Back right, the kid not in
green? This is my new student. You'll know him as Jude.
He joined Grade 1 over a
month ago, just after the October break, speaks the tiniest amount of English,
and is very, very sporty. He has also
been pseudo adopted by the oldest boy in the school, who plays basket ball with
him and jokes with him and insists they sit next to each other in fun reading.
Given that this older kid is by turns cheeky, rude, apathetic and really very
smart (If a bit lacklustre in applying it) all the teachers are finding it
mildly hilarious.
Jude is also a great
advocate of cuddling. Which would be fine. Except, as I mentioned, he’s very
sporty. And always seems to have a jacket or jumper on that he can never be
persuaded to remove.
It’s always a slightly sweaty cuddle.
But he is the only kid in
Grade 1 or 2 who can do a decent unassisted sit-up with any speed.
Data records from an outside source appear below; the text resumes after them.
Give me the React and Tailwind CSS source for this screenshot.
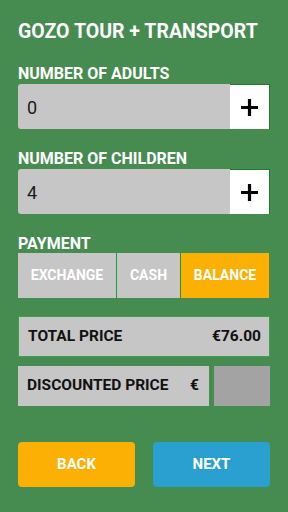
import React, { useState } from "react";

const Counter = ({ label, value, onAdd }) => (
  <div>
    <div className="text-[16px] font-bold leading-none text-white">{label}</div>
    <div className="mt-[2px] flex h-[45px]">
      <div className="flex flex-1 items-center rounded-l-[3px] bg-[#c6c6c6] pl-[9px] pt-[2px] text-[18px] text-[#1a1a1a]">
        {value}
      </div>
      <button
        onClick={onAdd}
        className="flex w-[40px] items-center justify-center border-t border-r border-[#1e7a2e] bg-white"
      >
        <svg width="17" height="17" viewBox="0 0 17 17">
          <path d="M8.5 0v17M0 8.5h17" stroke="#000" strokeWidth="3.2" />
        </svg>
      </button>
    </div>
  </div>
);

const App = () => {
  const [adults, setAdults] = useState(0);
  const [children, setChildren] = useState(4);
  const [payment, setPayment] = useState("BALANCE");

  const options = [
    { name: "EXCHANGE", w: "w-[98px]" },
    { name: "CASH", w: "w-[63px]" },
    { name: "BALANCE", w: "flex-1" },
  ];

  return (
    <div
      className="flex h-[512px] w-[288px] flex-col bg-[#468b50] px-[18px] pt-[22px]"
      style={{ fontFamily: "Roboto, 'Liberation Sans', sans-serif" }}
    >
      <div className="text-[19.5px] font-bold leading-[20px] text-white">
        GOZO TOUR + TRANSPORT
      </div>

      <div className="mt-[24px]">
        <Counter label="NUMBER OF ADULTS" value={adults} onAdd={() => setAdults(adults + 1)} />
      </div>
      <div className="mt-[22px]">
        <Counter label="NUMBER OF CHILDREN" value={children} onAdd={() => setChildren(children + 1)} />
      </div>

      <div className="mt-[22px] text-[16px] font-bold leading-none text-white">PAYMENT</div>
      <div className="mt-px flex h-[45px] w-[251px] gap-px bg-[#1a9a3a]">
        {options.map((o) => (
          <button
            key={o.name}
            onClick={() => setPayment(o.name)}
            className={`${o.w} flex items-center justify-center text-[14px] font-bold text-white ${
              payment === o.name ? "bg-[#fbb003]" : "bg-[#c6c6c6]"
            }`}
          >
            {o.name}
          </button>
        ))}
      </div>

      <div className="mt-[18px] flex h-[41px] items-center justify-between border border-[#3fa052] bg-[#c6c6c6] pl-[9px] pr-[8px] text-[15.5px] font-bold text-[#111]">
        <span>TOTAL PRICE</span>
        <span>€76.00</span>
      </div>

      <div className="mt-[9px] flex h-[40px] gap-[5px]">
        <div className="flex w-[191px] items-center justify-between bg-[#c6c6c6] pl-[9px] pr-[10px] text-[15.5px] font-bold text-[#111]">
          <span>DISCOUNTED PRICE</span>
          <span>€</span>
        </div>
        <div className="flex-1 bg-[#a3a3a3]" />
      </div>

      <div className="mt-[36px] flex justify-between">
        <button className="flex h-[45px] w-[117px] items-center justify-center rounded-[4px] bg-[#fbb003] text-[15px] font-bold text-white">
          BACK
        </button>
        <button className="flex h-[45px] w-[117px] items-center justify-center rounded-[4px] bg-[#2aa0d0] text-[15px] font-bold text-white">
          NEXT
        </button>
      </div>
    </div>
  );
};

export default App;
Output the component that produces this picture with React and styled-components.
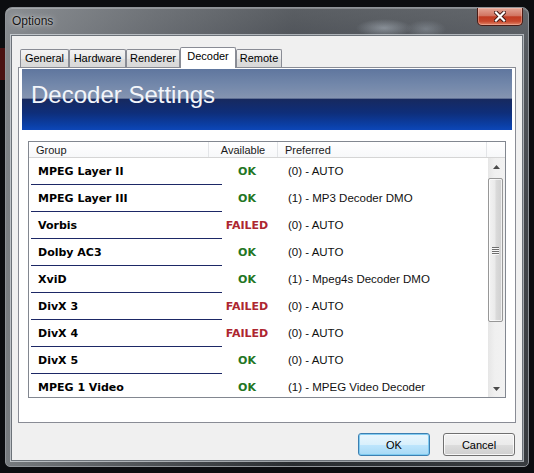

Tradeoffs, I
guess.
He’s picking up English a bit faster now, though he does still turn to one of the others at least once a lesson and go ‘What is she saying? What is she saying? I don’t understand!’ He also hates drawing, and every time we do it he goes to great pains to try and get me to relinquish him from such torture. He is yet to develop a ‘just get through the pain!’ attitude. Metaphorical or otherwise; his toe was a bit purple on Tuesday, and he spent the whole of school picking at it and looking at it and telling me about it. And then promptly forgot about it come break times.
Before he came here he lived
somewhere further south, near Bangkok. As I understand it, he was living with
his grandfather because of problems with more immediate family, mother
excluded. She was actually the one who had the grandfather look after him. Then
the flooding happened.
It was a bit surreal, when
the flooding we’d heard and read a lot about but not seen became so close, and really very personal. The children at the
school aren’t just students, they’re a kind of extended family. Some don’t have
parents, or they’re absent. Those that do have families are mostly living at
the River, where there are several families, and so are very used to this
great-big-community feel. So we kind of become almost-parents, or big cousins
or aunts and uncles. The kids don’t finish the day and go home and then that’s
it, we stop thinking about them. They are constantly
in our thoughts, and we’re always sharing anecdotes or progress in a subject or
worries to be mulled over. So things that affect them affect us too.
Jude's family was affected
by the flooding. His grandfather died, and so his mother brought him back to
Chiang Mai. She enrolled him in this little school of ours, and she makes every
effort to help improve his English, and makes sure we buy him dinner to send
home with him so if she was late he could still eat, and designed and had built
a little bamboo house for him in the front porch with a bookcase and curtains and a table because he refuses to go
inside the actual house until she gets home from work.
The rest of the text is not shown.